La acogida se ha convertido en la constante maternal de estos años misioneros.

La casa también está abierta a niños, jóvenes y amigos. Organizados por grupos, van chez les soeurs, «a casa de las hermanas», para que todos sepan que la casa de las monjas es también su casa. Así es la Iglesia, que a través de ellas está conociendo a personas de todo tipo y procedencia (creyentes, ateos, católicos tradicionalistas, agnósticos…), que se ponen juntos a caminar.

Magliana

En lo que fue la primera casa de las Misioneras, hasta su traslado en 2017 a la Via Aurelia Antica, se encuentra ahora la misión en Magliana Vecchia, un barrio complejo, más conocido por las crónicas de los años 70 que por su vitalidad actual.
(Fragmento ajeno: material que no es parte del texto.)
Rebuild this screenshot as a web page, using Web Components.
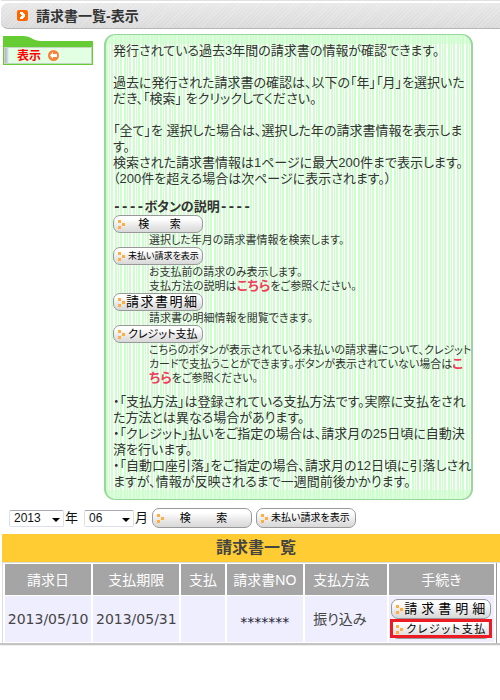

La vida cotidiana se desarrolla entre talleres creativos, visitas a los enfermos y ancianos del barrio, y, después de la misa dominical, el esperado desayuno comunitario en los salones parroquiales de Madonna del Rosario. La devoción mariana está muy presente en el culto popular, que últimamente ha restablecido antiguas tradiciones olvidadas, como la Virgen Peregrina en las casas del barrio y la procesión por sus calles.

«Llama a la puerta y mi madre te abrirá…En el jardín está Dios, te espera y quiere hablar contigo, puedes sentarte cerca y escuchar», dice una canción de Chieffo, que describe mejor que nadie lo que hoy es esta casa.

De hecho, desde el año 2021, Magliana se ha convertido en un lugar de acogida para mujeres jóvenes, que por motivos muy distintas y con historias muy diferentes, pasan unos meses viviendo con las misioneras haciendo un camino personal. Se les propone permanecer con ellas un mínimo de tres meses y un máximo de dos años, para poder tener el tiempo suficiente y hacer un trabajo sobre sí mismas, proporcionándoles herramientas para el camino que les espera en los años siguientes. La acogida se ha convertido en la constante maternal de estos años misioneros, la forma en que se muestra a jóvenes y adultos, familias o amigos, en todos los rincones del mundo, la belleza y la felicidad de un «sí» constantemente renovado y vivido juntos.